Quantifying the Complexity of 3D Printed Concrete Elements (2021-11)¶

Freedom of shape enabled by 3D concrete printing (3Dcp) is often mentioned alongside productivity, technology progress, material optimization, and other benefits of the technology. When doing so, printed structures are described using qualitative terms such as “complex”, “double curved,” and “geometric freedom”. However, such descriptions depend on the aesthetics and the observers’ interpretation, which renders an objective comparison between concrete objects difficult. To alleviate the ambiguities with such qualitative comparisons, this study proposes a quantitative metric consisting of two complexity coefficients – Intrinsic Complexity Coefficient (ICC) and Fabrication Specific Complexity Coefficient (FSCC).
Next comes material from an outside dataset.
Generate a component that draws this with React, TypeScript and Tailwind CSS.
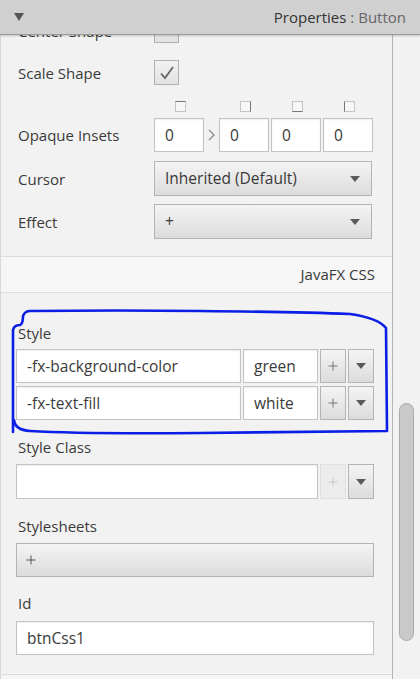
import React from 'react';

const font = { fontFamily: '"Open Sans", "Noto Sans", sans-serif' };

const Arrow = () => (
  <svg width="12" height="8" viewBox="0 0 12 8">
    <path d="M1 1h10L6 7z" fill="#5a5a5a" />
  </svg>
);

const Field: React.FC<{ value?: string; className?: string }> = ({ value = '', className = '' }) => (
  <div className={`h-full bg-white border border-[#c3c3c3] shadow-[inset_0_1px_2px_rgba(0,0,0,0.07)] flex items-center px-[10px] pt-[2px] text-[#3a3a3a] ${className}`}>
    {value}
  </div>
);

const Btn: React.FC<{ children?: React.ReactNode; className?: string; disabled?: boolean }> = ({ children, className = '', disabled }) => (
  <div
    className={`h-full flex items-center border ${
      disabled
        ? 'border-[#e0e0e0] bg-[#ececec] text-[#c8c8c8]'
        : 'border-[#b4b4b4] bg-gradient-to-b from-[#f4f4f4] to-[#dcdcdc] text-[#3a3a3a]'
    } ${className}`}
  >
    {children}
  </div>
);

const Plus: React.FC<{ color?: string }> = ({ color = '#777' }) => (
  <svg width="10" height="10" viewBox="0 0 10 10">
    <path d="M5 0.5v9M0.5 5h9" stroke={color} strokeWidth="1" />
  </svg>
);

const Label: React.FC<{ children: React.ReactNode }> = ({ children }) => (
  <div className="w-[138px] pl-[2px] text-[15px] text-[#3a3a3a] leading-[20px]">{children}</div>
);

const Check: React.FC<{ checked?: boolean }> = ({ checked }) => (
  <div className="w-[25px] h-[25px] border border-[#b0b0b0] bg-gradient-to-b from-[#f2f2f2] to-[#e2e2e2] flex items-center justify-center">
    {checked && (
      <svg width="16" height="14" viewBox="0 0 16 14">
        <path d="M2 7.5l4 4.5 8-11" stroke="#666" strokeWidth="1.8" fill="none" />
      </svg>
    )}
  </div>
);

const SideBox: React.FC<{ side: 'top' | 'right' | 'bottom' | 'left' }> = ({ side }) => {
  const dark = {
    top: 'border-t-[#777]',
    right: 'border-r-[#777]',
    bottom: 'border-b-[#777]',
    left: 'border-l-[#777]',
  }[side];
  return <div className={`w-[11px] h-[11px] border border-[#c4c4c4] bg-[#f7f7f7] ${dark}`} />;
};

export default function App() {
  return (
    <div className="relative w-[420px] h-[679px] overflow-hidden bg-[#f2f2f2] flex flex-col" style={font}>
      {/* header */}
      <div className="relative z-10 h-[35px] shrink-0 bg-[#d0d0d0] border-b border-[#9a9a9a] shadow-[0_1px_2px_rgba(0,0,0,0.2)] flex items-center justify-between pl-[14px] pr-[14px]">
        <svg width="10" height="8" viewBox="0 0 10 8">
          <path d="M0 0h10L5 8z" fill="#555" />
        </svg>
        <div className="text-[15px]">
          <span className="text-[#333]">Properties</span>
          <span className="text-[#666]"> : Button</span>
        </div>
      </div>

      <div className="flex flex-1 min-h-0">
        {/* main panel */}
        <div className="w-[393px] border-r border-[#b4b4b4] border-l border-l-[#d8d8d8] overflow-hidden">
          <div className="mt-[-17px]">
            <div className="flex items-center h-[25px] pl-[15px]">
              <Label>Center Shape</Label>
              <Check />
            </div>
            <div className="flex items-center h-[25px] pl-[15px] mt-[17px]">
              <Label>Scale Shape</Label>
              <Check checked />
            </div>
            <div className="flex items-center h-[11px] mt-[16px] pl-[154px]">
              <div className="w-[50px] flex justify-center"><SideBox side="top" /></div>
              <div className="w-[15px]" />
              <div className="w-[50px] flex justify-center"><SideBox side="right" /></div>
              <div className="w-[2px]" />
              <div className="w-[50px] flex justify-center"><SideBox side="bottom" /></div>
              <div className="w-[2px]" />
              <div className="w-[50px] flex justify-center"><SideBox side="left" /></div>
            </div>
            <div className="flex items-center h-[34px] mt-[6px] pl-[15px]">
              <Label>Opaque Insets</Label>
              <div className="flex items-center h-full text-[15.5px]">
                <Field value="0" className="w-[50px]" />
                <div className="w-[15px] flex justify-center">
                  <svg width="7" height="12" viewBox="0 0 7 12">
                    <path d="M1 1l5 5-5 5" stroke="#8a8a8a" strokeWidth="1.3" fill="none" />
                  </svg>
                </div>
                <Field value="0" className="w-[50px]" />
                <Field value="0" className="w-[50px] ml-[2px]" />
                <Field value="0" className="w-[50px] ml-[2px]" />
              </div>
            </div>
            <div className="flex items-center h-[35px] mt-[9px] pl-[15px]">
              <Label>Cursor</Label>
              <Btn className="w-[218px] justify-between px-[10px] text-[15.5px]">
                <span>Inherited (Default)</span>
                <Arrow />
              </Btn>
            </div>
            <div className="flex items-center h-[35px] mt-[8px] pl-[15px]">
              <Label>Effect</Label>
              <Btn className="w-[218px] justify-between px-[10px] text-[15.5px]">
                <span>+</span>
                <Arrow />
              </Btn>
            </div>

            {/* section header */}
            <div className="mt-[17px] h-[37px] border-t border-b border-[#dcdcdc] bg-[#f6f6f6] flex items-center justify-end pr-[17px] text-[15px] text-[#3a3a3a]">
              JavaFX CSS
            </div>

            <div className="pl-[15px] text-[15.5px]">
              <div className="mt-[30px] h-[20px] flex items-center"><Label>Style</Label></div>
              {[
                ['-fx-background-color', 'green'],
                ['-fx-text-fill', 'white'],
              ].map(([k, v], i) => (
                <div key={k} className={`flex h-[34px] ${i === 0 ? 'mt-[6px]' : 'mt-[3px]'}`}>
                  <Field value={k} className="w-[225px]" />
                  <Field value={v} className="w-[75px] ml-[2px]" />
                  <Btn className="w-[26px] ml-[2px] justify-center"><Plus /></Btn>
                  <Btn className="w-[26px] ml-[2px] justify-center"><Arrow /></Btn>
                </div>
              ))}

              <div className="mt-[17px] h-[20px] flex items-center"><Label>Style Class</Label></div>
              <div className="flex h-[35px] mt-[7px]">
                <Field className="w-[302px]" />
                <Btn disabled className="w-[26px] ml-[2px] justify-center"><Plus color="#c8c8c8" /></Btn>
                <Btn className="w-[26px] ml-[2px] justify-center"><Arrow /></Btn>
              </div>

              <div className="mt-[17px] h-[20px] flex items-center"><Label>Stylesheets</Label></div>
              <div className="mt-[7px] h-[34px] w-[358px]">
                <Btn className="px-[9px]">
                  <Plus color="#555" />
                </Btn>
              </div>

              <div className="mt-[16px] h-[20px] flex items-center"><Label>Id</Label></div>
              <div className="h-[34px] mt-[8px] w-[358px]">
                <Field value="btnCss1" />
              </div>
            </div>

            <div className="mt-[19px] h-[40px] border-t border-[#dcdcdc] bg-[#f6f6f6]" />
          </div>
        </div>

        {/* scrollbar */}
        <div className="flex-1 relative">
          <div className="absolute left-[6px] top-[368px] w-[15px] h-[238px] rounded-full bg-[#c9c9c9] border border-[#a9a9a9]" />
        </div>
      </div>

      {/* hand-drawn annotation */}
      <svg className="absolute left-0 top-0 pointer-events-none" width="420" height="679" viewBox="0 0 420 679">
        <path
          d="M13 432 L13 330 Q14 325 20 325 Q23 324 23 316 Q25 311 30 311 Q120 310 200 311 Q300 312 350 314 Q378 318 386 328 L387 431 Q300 432 200 433 Q80 434 30 431 Q15 430 14 420"
          stroke="#0a1ee6"
          strokeWidth="2.6"
          fill="none"
          strokeLinejoin="round"
          strokeLinecap="round"
        />
      </svg>
    </div>
  );
}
The ICC considers the concrete elements’ geometry using shape coefficient and mean curvature, whilst the FSCC defines the elements’ complexity within, the context of 3DCP (ease of printing, resolution). Thus, the ICC can be used to compare printed elements and the FSCC to determine which element is easier to print. Within this study, 10 pillars with varying complexity were designed and then graded according to the two complexity coefficients. Further, this evaluation was employed to adjust the construction duration consumed when calculating the productivity of elements produced using 3DCP and traditional construction techniques. In such a way, the coefficients allowed to incorporate geometric complexity when comparing the productivity of various construction techniques, illustrating just one of many applications for ICC and FSCC.